[FOM] a question about conservativeness
Robert Black
Mongre at gmx.de
Sun Aug 7 10:19:08 EDT 2005
In _On the Infinite_ Hilbert cites Kummer's theory of ideals as
'perhaps the most brilliant (genial)' application of the principle of
the introduction of ideal elements (other examples being complex
numbers and points at infinity). Later in the article it is made
clear that the introduction of ideal elements is only legitimate when
the resulting theory is conservative over the original theory.

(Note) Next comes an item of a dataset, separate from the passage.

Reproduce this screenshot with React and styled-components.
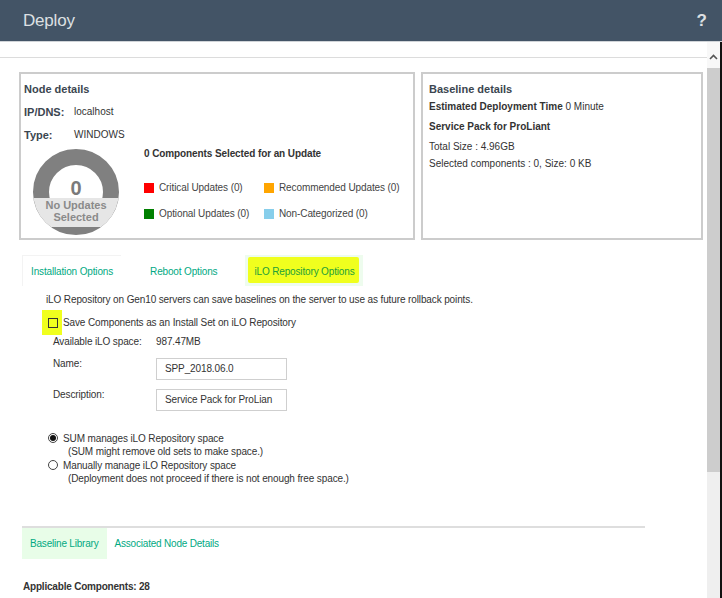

But is it in this case? As I understand it, Kummer's theory of ideal
numbers was introduced to get new results in number theory (in
particular Fermat's last theorem, which of course he didn't quite
get). It's hardly obvious that these new results would have to be
also in principle gettable without the theory of ideals. (This of
course with hindsight: we know, as Hilbert didn't, that PA is
incomplete.)
So: is the theory of ideals conservative over, say, first-order PA
for arithmetical sentences? I'm aware that this is a vague question,
since I haven't said what the 'theory of ideals' is, but the many
people on this list who could answer it could also hopefully make it
precise. (For all I know it could even be the case that Kummer's
original version is conservative but the modern Dedekind version
where an ideal over a ring is conceived of as a certain subset of the
ring is not.) Is there some result in revere mathematics that says
just how strong the 'theory of ideals' is and over what and for what
kinds of sentence it is conservative?